Past Grievances, Present Hype
Rick Perlstein
The . . . most crucial difference: back then, when it was Medicare, the center-left much more firmly understood the concept of the reactionary — that this small and predictable minority of obdurate Americans would automatically fight any serious social reform as harbinger of the apocalypse.
Politicians had the moral confidence to push it through nonetheless, past the shrieks of the scared extremists and their corporate ideological partners. Meanwhile, they rhetorically stigmatized the shriekers — confident that wise and enlightened legislation would before long establish cherished social rights (keep the government out of my Medicare!).
With Obama care, however, too many Democrats proceeded from the suspicion that the shriekers might just have something important and useful to say about the broader judgment of of the electorate. And so ultimately, too much political energy and capital was expended trying to achieve an impossible bipartisan consensus on too little reform. Luckily — with financial reform and energy policy — Democrats will have two more bites at the apple.
There will be shrieking. It will be the shrieking of a small minority. Democrats stand nothing to gain by paying overmuch attention.
There was a time, not long ago, when the tagline of this blog was “I’m not Liberal, just paying attention.” But there is no denying my Liberal background/upbringing. Or Progressive. Or whatever.
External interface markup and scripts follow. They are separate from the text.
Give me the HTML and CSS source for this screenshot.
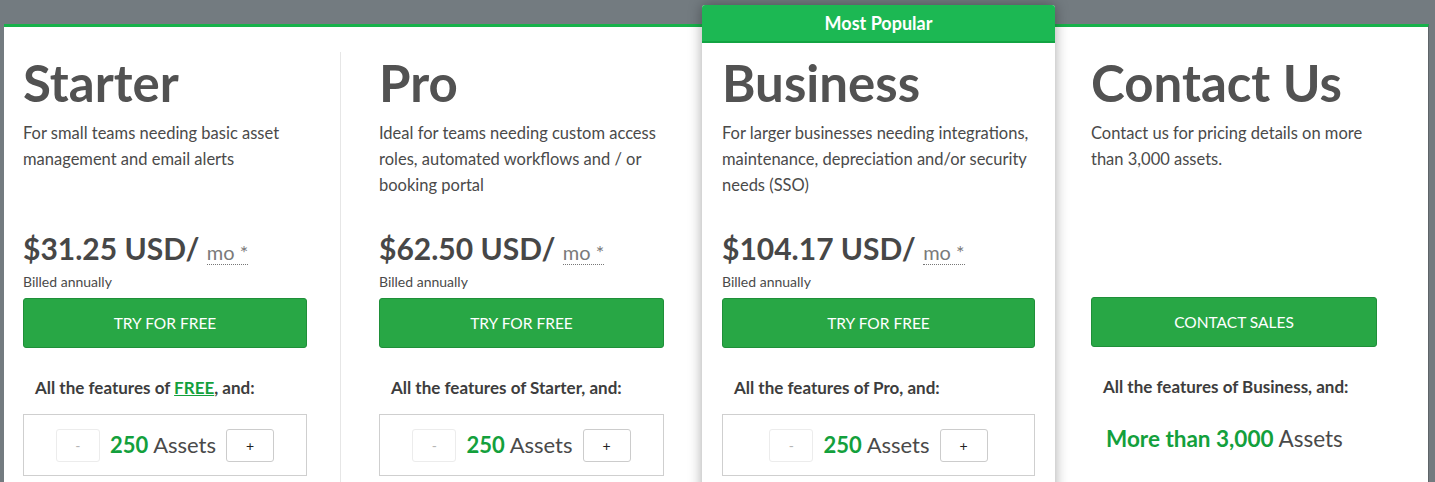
FILE: index.html
```html
<!DOCTYPE html>
<html lang="en">
<head>
<meta charset="utf-8">
<title>Pricing</title>
<link rel="stylesheet" href="styles.css">
</head>
<body>
<div class="page">
  <div class="panel">
    <div class="plan plan-starter">
      <h2 class="plan-title">Starter</h2>
      <p class="plan-desc">For small teams needing basic asset management and email alerts</p>
      <div class="price-block">
        <div class="price">$31.25 USD/ <abbr class="per">mo *</abbr></div>
        <div class="billed">Billed annually</div>
      </div>
      <a class="cta">TRY FOR FREE</a>
      <p class="features">All the features of <a class="free-link">FREE</a>, and:</p>
      <div class="assets-box">
        <span class="step step-minus">-</span>
        <span class="assets"><b>250</b> Assets</span>
        <span class="step step-plus">+</span>
      </div>
    </div>
    <div class="plan plan-pro">
      <h2 class="plan-title">Pro</h2>
      <p class="plan-desc">Ideal for teams needing custom access roles, automated workflows and / or booking portal</p>
      <div class="price-block">
        <div class="price">$62.50 USD/ <abbr class="per">mo *</abbr></div>
        <div class="billed">Billed annually</div>
      </div>
      <a class="cta">TRY FOR FREE</a>
      <p class="features">All the features of Starter, and:</p>
      <div class="assets-box">
        <span class="step step-minus">-</span>
        <span class="assets"><b>250</b> Assets</span>
        <span class="step step-plus">+</span>
      </div>
    </div>
    <div class="plan plan-business">
      <div class="popular">Most Popular</div>
      <div class="business-body">
        <h2 class="plan-title">Business</h2>
        <p class="plan-desc">For larger businesses needing integrations, maintenance, depreciation and/or security needs (SSO)</p>
        <div class="price-block">
          <div class="price">$104.17 USD/ <abbr class="per">mo *</abbr></div>
          <div class="billed">Billed annually</div>
        </div>
        <a class="cta">TRY FOR FREE</a>
        <p class="features">All the features of Pro, and:</p>
        <div class="assets-box">
          <span class="step step-minus">-</span>
          <span class="assets"><b>250</b> Assets</span>
          <span class="step step-plus">+</span>
        </div>
      </div>
    </div>
    <div class="plan plan-contact">
      <h2 class="plan-title">Contact Us</h2>
      <p class="plan-desc">Contact us for pricing details on more than 3,000 assets.</p>
      <div class="price-block"></div>
      <a class="cta cta-contact">CONTACT SALES</a>
      <p class="features">All the features of Business, and:</p>
      <div class="assets-more"><b>More than 3,000</b> Assets</div>
    </div>
  </div>
</div>
</body>
</html>
```
FILE: styles.css
```css
html, body {
  margin: 0;
  padding: 0;
}
body {
  background: #737b80;
  font-family: Lato, "Noto Sans", "Liberation Sans", sans-serif;
  color: #4d4d4d;
  overflow: hidden;
  height: 482px;
}
.page {
  padding: 24px 6px 0 4px;
}
.panel {
  display: flex;
  background: #ffffff;
  border-top: 3px solid #17b14a;
  border-right: 1px solid #5e6468;
  padding-top: 25px;
  min-height: 520px;
  box-sizing: border-box;
}
.plan {
  flex: none;
  box-sizing: border-box;
}
.plan-starter {
  width: 337px;
  padding: 0 33px 0 19px;
  border-right: 1px solid #e6e6e6;
}
.plan-pro {
  width: 361px;
  padding: 0 38px 0 38px;
}
.plan-business {
  width: 353px;
  margin-top: -47px;
  background: #ffffff;
  box-shadow: 0 0 14px rgba(0, 0, 0, 0.35);
  position: relative;
  z-index: 1;
  border-radius: 3px 3px 0 0;
}
.plan-contact {
  width: 374px;
  padding: 0 52px 0 36px;
}
.popular {
  height: 38px;
  box-sizing: border-box;
  background: #1cb853;
  border-bottom: 2px solid #12a443;
  border-radius: 3px 3px 0 0;
  color: #ffffff;
  font-weight: 700;
  font-size: 18px;
  line-height: 37px;
  text-align: center;
}
.business-body {
  padding: 9px 20px 0 20px;
}
.plan-title {
  margin: 0;
  font-size: 51px;
  line-height: 61px;
  font-weight: 700;
  color: #525252;
  white-space: nowrap;
}
.plan-desc {
  margin: 7px 0 0 0;
  font-size: 16.5px;
  line-height: 26px;
  min-height: 78px;
  color: #4a4a4a;
}
.price-block {
  margin-top: 32px;
  height: 57px;
}
.price {
  font-size: 30px;
  line-height: 36px;
  font-weight: 700;
  color: #474747;
  white-space: nowrap;
}
.per {
  font-size: 20px;
  font-weight: 400;
  color: #7a7a7a;
  text-decoration: none;
  border-bottom: 1px dotted #777;
}
.billed {
  margin-top: 3px;
  font-size: 14px;
  line-height: 18px;
  color: #4a4a4a;
}
.cta {
  display: block;
  margin-top: 11px;
  height: 50px;
  box-sizing: border-box;
  background: #28a745;
  border: 1px solid #1f8f39;
  border-radius: 3px;
  color: #ffffff;
  font-size: 15.5px;
  line-height: 48px;
  text-align: center;
}
.cta-contact {
  margin-top: 10px;
}
.features {
  margin: 29px 0 0 0;
  padding-left: 12px;
  font-size: 17px;
  line-height: 22px;
  font-weight: 700;
  color: #3d3d3d;
  white-space: nowrap;
}
.free-link {
  color: #13a03c;
  text-decoration: underline;
}
.assets-box {
  margin-top: 15px;
  height: 62px;
  box-sizing: border-box;
  border: 1px solid #cfcfcf;
  display: flex;
  align-items: center;
  justify-content: center;
  gap: 10px;
}
.step {
  height: 33px;
  box-sizing: border-box;
  border-radius: 3px;
  display: flex;
  align-items: center;
  justify-content: center;
  font-size: 14px;
}
.step-minus {
  width: 44px;
  border: 1px solid #ececec;
  color: #b5b5b5;
}
.step-plus {
  width: 48px;
  border: 1px solid #cccccc;
  color: #222222;
}
.assets {
  font-size: 22px;
  line-height: 30px;
  color: #4a4a4a;
}
.assets b, .assets-more b {
  color: #13a03c;
  font-weight: 700;
}
.assets-more {
  margin-top: 26px;
  padding-left: 15px;
  font-size: 22.5px;
  line-height: 30px;
  color: #4a4a4a;
  white-space: nowrap;
}
```
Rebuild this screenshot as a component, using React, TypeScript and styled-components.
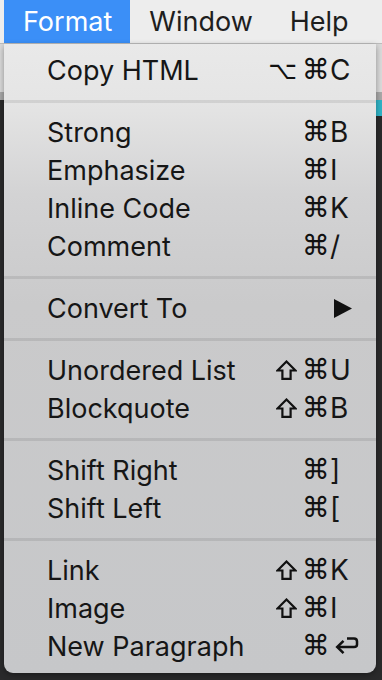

But these Democrats wont get it no matter how many wacks you give them, and I’m done ponder the fruitless question of are they just stupid or are they in collusion with the enemy. It is what it is, right?
Thoreau:
Despite my disdain for much of the punditocracy and my insistence that I am not a liberal, I am at the end of the day a latte-sipping academic on a good trajectory in an elite profession, and I am definitely NOT a conservative or Republican. I am an outsider, and perhaps I am simply too removed (and uninterested) to get what is really going on. Well, the same was true of the elites who didn’t get Nixon and didn’t get how he got as far as he did. I don’t think Palin will get nearly as far as Nixon did, but I do think she will remain on the scene and a factor on the right for some time, even as the rest of us scratch our heads in bafflement.
I could get caught up and become invested in the strategy of it all… WHY ARE THEY NOT LETTING THESE TEA BAGGER FOLK SHOUT THEIR IDIOCIES FROM EVERY ROOFTOP! Then again I’m probably making the typical assumptions about the capacity for people to recognize things for what they are… myself included. And here I’m stuck. Going around in circles, repulsed by the Right, weary of the Left and politics in general.